In fact, it is not at all clear...rather....
If the argument had provided evidence that.....then the argument would have been a lot
more convincing.
3rd Para:
Finally,...
(pose some questions for the argument).....Without convincing answers to these questions,
one is left with the impression that the claim is more of a wishful thinking rather than
substantive evidence.
Conclusion:
In conclusion, the argument is flawed for the above-mentioned reasons and is therefore
unconvincing. It could be considerably strengthened if the author clearly mentioned all the
relevant facts....
In order to assess the merits of a certain situation/decision, it is essential to have full
knowledge of all contributing factors. In this particular case....
Without this information, the argument remains unsubstantiated and open to debate.
ESSAY QUESTION:
The following appeared in the editorial section of a national news magazine:[/b]
"The rating system for electronic games is similar to the movie rating system in that it
provides consumers with a quick reference so that they can determine if the subject matter
and contents are appropriate. This electronic game rating system is not working because it is
self regulated and the fines for violating the rating system are nominal. As a result an
independent body should oversee the game industry and companies that knowingly violate
the rating system should be prohibited from releasing a game for two years."
Discuss how well reasoned you find this argument. Point out flaws in the argument's logic
and analyze the argument's underlying assumptions. In addition, evaluate how supporting
evidence is used and what evidence might counter the argument's conclusion. You may also
discuss what additional evidence could be used to strengthen the argument or what changes
would make the argument more logically sound.
YOUR RESPONSE:
Quote:
The argument claims that the electronic games rating system, although similar to the movie
rating system, is not working because it is self regulated and violation fines are nominal,
Hence, the gaming rating system should be overseen by an independent body. Stated in this
way the argument fails to mention several key factors, on the basis of which it could be
evaluated. The conclusion relies on assumptions, for which there is no clear evidence.
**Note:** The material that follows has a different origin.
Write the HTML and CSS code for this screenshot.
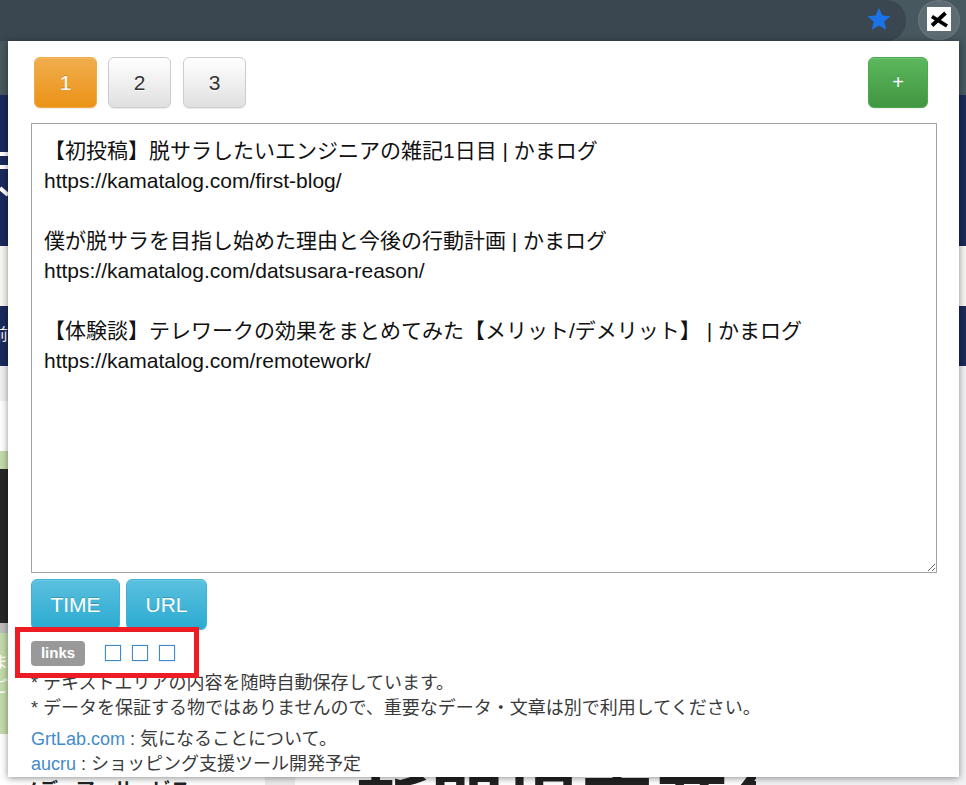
FILE: index.html
```html
<!DOCTYPE html>
<html lang="ja">
<head>
<meta charset="utf-8">
<title>Memo</title>
<link rel="stylesheet" href="styles.css">
</head>
<body>
<div class="screen">
  <header class="toolbar">
    <div class="omnibox">
      <svg class="star" viewBox="0 0 24 24" width="24" height="24"><path d="M12 .8l3.3 7.6 8.2.8-6.2 5.4 1.9 8.1L12 18.4l-7.2 4.3 1.9-8.1L.5 9.2l8.2-.8z"/></svg>
    </div>
    <div class="ext-btn">
      <span class="ext-icon">
        <svg viewBox="0 0 24 24" width="24" height="24"><path class="ext-x" d="M5 18.5L18.5 6M5 9.5l15 9.5"/></svg>
      </span>
    </div>
  </header>
  <div class="page">
    <div class="page-left">
      <div class="s-bar"></div>
      <div class="s-navy s-navy-a">
        <svg class="logo-bits" viewBox="0 0 8 150" width="8" height="150"><path d="M0 59h8M0 72h8M0 93l8 7"/></svg>
      </div>
      <div class="s-cream"></div>
      <div class="s-navy s-navy-b"><span class="clip-glyph">前</span></div>
      <div class="s-grey"></div>
      <div class="s-white"></div>
      <div class="s-green-a"></div>
      <div class="s-dark"></div>
      <div class="s-mid"></div>
      <div class="s-green-b"><span class="clip-glyph">ま</span><span class="clip-glyph">ご</span></div>
      <div class="s-foot">メディア・サービス</div>
    </div>
    <div class="page-mid">
      <div class="mid-grey"></div>
      <div class="headline">新聞提案募集</div>
    </div>
    <div class="page-right">
      <div class="s-bar"></div>
      <div class="s-navy s-navy-a"></div>
      <div class="s-cream"></div>
      <div class="s-navy s-navy-b"></div>
      <div class="s-lilac"></div>
    </div>
  </div>

  <main class="popup">
    <div class="tabs">
      <button class="btn btn-lg btn-warning tab">1</button>
      <button class="btn btn-lg btn-default tab tab-2">2</button>
      <button class="btn btn-lg btn-default tab tab-3">3</button>
      <button class="btn btn-lg btn-success add">+</button>
    </div>
    <textarea class="memo" spellcheck="false">【初投稿】脱サラしたいエンジニアの雑記1日目 | かまログ
https://kamatalog.com/first-blog/

僕が脱サラを目指し始めた理由と今後の行動計画 | かまログ
https://kamatalog.com/datsusara-reason/

【体験談】テレワークの効果をまとめてみた【メリット/デメリット】 | かまログ
https://kamatalog.com/remotework/</textarea>
    <div class="actions">
      <button class="btn btn-lg btn-info act-time">TIME</button>
      <button class="btn btn-lg btn-info act-url">URL</button>
    </div>
    <div class="links-row">
      <span class="label">links</span>
      <a class="tofu tofu-first" href="#"></a>
      <a class="tofu" href="#"></a>
      <a class="tofu" href="#"></a>
    </div>
    <p class="note">* テキストエリアの内容を随時自動保存しています。<br>* データを保証する物ではありませんので、重要なデータ・文章は別で利用してください。</p>
    <p class="credits"><a href="#">GrtLab.com</a> : 気になることについて。<br><a href="#">aucru</a> : ショッピング支援ツール開発予定</p>
  </main>
  <div class="highlight"></div>
</div>
</body>
</html>
```
FILE: styles.css
```css
* { box-sizing: border-box; }
html, body { margin: 0; padding: 0; }
body {
  width: 966px;
  height: 785px;
  overflow: hidden;
  background: #fff;
  font-family: "Liberation Sans", "Noto Sans CJK JP", sans-serif;
  color: #333;
}
.screen { position: relative; width: 966px; height: 785px; overflow: hidden; }

/* browser toolbar */
.toolbar {
  height: 41px;
  display: flex;
  align-items: flex-start;
  background: #47585e;
}
.omnibox {
  width: 906px;
  height: 41px;
  background: #3b4750;
  border-radius: 0 20px 20px 0;
  display: flex;
  justify-content: flex-end;
  padding: 7px 15px 0 0;
}
.star { fill: #1a73e8; }
.ext-btn {
  width: 42px;
  height: 40px;
  margin-left: 12px;
  border-radius: 50%;
  background: #5d6c72;
  border: 1px solid #6b797e;
  display: flex;
  justify-content: center;
  padding-top: 6px;
}
.ext-icon { display: block; width: 24px; height: 24px; background: #fff; }
.ext-icon svg { display: block; }
.ext-x { fill: none; stroke: #000; stroke-width: 3.8; }

/* page behind the popup */
.page { display: flex; height: 744px; }
.page-left { flex: none; width: 265px; display: flex; flex-direction: column; }
.page-mid { flex: 1; min-width: 0; overflow: hidden; background: #fff; position: relative; padding-top: 733px; }
.page-right { flex: none; width: 210px; display: flex; flex-direction: column; }
.s-bar { height: 54px; background: #47585e; flex: none; }
.s-navy { background: #1b2a5c; flex: none; }
.s-navy-a { height: 151px; }
.s-navy-b { height: 60px; }
.s-cream { height: 60px; background: #f7f6f3; flex: none; }
.s-grey { height: 35px; background: #f1f1f4; flex: none; }
.s-white { height: 50px; background: #fff; flex: none; }
.s-green-a { height: 18px; background: #c3dbaa; flex: none; }
.s-dark { height: 154px; background: #262826; flex: none; }
.s-mid { height: 10px; background: #bdbdbd; flex: none; }
.s-green-b { height: 101px; background: #c3dbaa; flex: none; padding-top: 18px; }
.s-lilac { flex: 1; background: #f2f2f5; }
.s-foot {
  padding: 46px 0 0 20px;
  font-size: 19px;
  line-height: 22px;
  font-weight: 700;
  color: #222;
  white-space: nowrap;
}
.logo-bits { display: block; fill: none; stroke: #fff; stroke-width: 4; }
.clip-glyph {
  display: block;
  width: 8px;
  overflow: hidden;
  color: #fff;
  font-size: 16px;
  line-height: 24px;
  text-indent: -8px;
  white-space: nowrap;
}
.s-navy-b .clip-glyph { padding-top: 18px; line-height: 22px; }
.mid-grey { position: absolute; left: 0; bottom: 0; width: 30px; height: 20px; background: #ececec; }
.headline {
  margin-left: 90px;
  font-size: 74px;
  line-height: 74px;
  font-weight: 700;
  color: #222;
  white-space: nowrap;
  letter-spacing: 1px;
}

/* popup */
.popup {
  position: absolute;
  left: 8px;
  top: 41px;
  width: 951px;
  height: 736px;
  overflow: hidden;
  background: #fff;
  padding: 16px 23px 0;
  box-shadow: 0 1px 7px rgba(0, 0, 0, .45);
}
.btn {
  display: block;
  margin: 0;
  height: 51px;
  padding: 0;
  font-family: inherit;
  font-size: 21px;
  border: 1px solid transparent;
  border-radius: 6px;
  cursor: pointer;
  box-shadow: inset 0 1px 0 rgba(255, 255, 255, .15), 0 1px 1px rgba(0, 0, 0, .075);
}
.btn-warning { color: #fff; background: linear-gradient(#f0ad4e, #eb9316); border-color: #f0a945; text-shadow: 0 -1px 0 rgba(0, 0, 0, .2); }
.btn-default { color: #333; background: linear-gradient(#fff, #e0e0e0); border-color: #ccc; text-shadow: 0 1px 0 #fff; }
.btn-success { color: #fff; background: linear-gradient(#5cb85c, #419641); border-color: #4ea94e; text-shadow: 0 -1px 0 rgba(0, 0, 0, .2); }
.btn-info { color: #fff; background: linear-gradient(#5bc0de, #2aabd2); border-color: #3fb3d6; text-shadow: 0 -1px 0 rgba(0, 0, 0, .2); }

.tabs { display: flex; padding-left: 3px; }
.tab { width: 63px; }
.tab-2 { margin-left: 11px; }
.tab-3 { margin-left: 12px; }
.add { width: 60px; margin-left: auto; margin-right: 8px; font-size: 20px; }

.memo {
  display: block;
  width: 906px;
  height: 450px;
  margin: 15px 0 6px;
  padding: 12px;
  border: 1px solid #a3a3a3;
  border-radius: 0;
  outline: none;
  font-family: "Liberation Sans", "Noto Sans CJK JP", sans-serif;
  font-size: 21px;
  line-height: 30px;
  color: #111;
  background: #fff;
  resize: vertical;
}

.actions { display: flex; gap: 6px; }
.act-time { width: 89px; }
.act-url { width: 81px; }

.links-row { display: flex; align-items: center; height: 25px; margin-top: 11px; }
.label {
  display: block;
  width: 54px;
  height: 25px;
  border-radius: 4px;
  background: #999;
  color: #fff;
  font-size: 15px;
  font-weight: 700;
  line-height: 24px;
  text-align: center;
}
.tofu {
  display: block;
  width: 16px;
  height: 16px;
  margin-left: 11px;
  margin-bottom: 2px;
  border: 1px solid #428bca;
  box-shadow: 0 0 1px rgba(66, 139, 202, .7);
}
.tofu-first { margin-left: 20px; }

.note {
  margin: 5px 0 0;
  font-size: 18px;
  line-height: 25px;
  color: #3a3a3a;
  white-space: nowrap;
}
.credits {
  margin: 6px 0 0;
  font-size: 18px;
  line-height: 25px;
  color: #3a3a3a;
  white-space: nowrap;
}
.credits a { color: #428bca; text-decoration: none; }

.highlight {
  position: absolute;
  left: 15px;
  top: 627px;
  width: 184px;
  height: 51px;
  border: 5px solid #ed1c24;
}
```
Therefore, the argument is rather weak, unconvincing, and has several flaws.
First, the argument readily assumes that because the electronic game rating system is self
regulated, it is not working well. This statement is a stretch and not substantiated in any
way. There are numerous examples in other areas of business or commerce, where the
entities are self regulated and rather successful. For instance, FIA, the Formula1 racing
organization is self regulated. Yet, the sport is very popular and successful, drawing millions
of spectators around the world each year. Tickets are rather expensive, races are shown on
pay-per-view, and nearly all drivers are paid very well. Another example is the paralleled
movie rating system that the argument mentions. The author fails to clarify whether it is
working well, but it is clear that the movie rating system is pretty well received by people,
who often base their decisions to go see a movie with kids or not on the movie rating. It has
never been a case when someone would feel cheated by the movie rating and express
disappointment afterwards. Since the movie rating system is also self regulated, it follows
that this regulatory method is working pretty well and it is not obvious how it can be the
reason for the poor electronic game rating system. The argument would have been much
clearer if it explicitly gave examples of how the self regulatory system led to bad ratings and
customer dissatisfaction.
Second, the argument claims that any violation fees for bad electronic game ratings are
nominal. It thus suggests that this is yet another reason for the rating system not working.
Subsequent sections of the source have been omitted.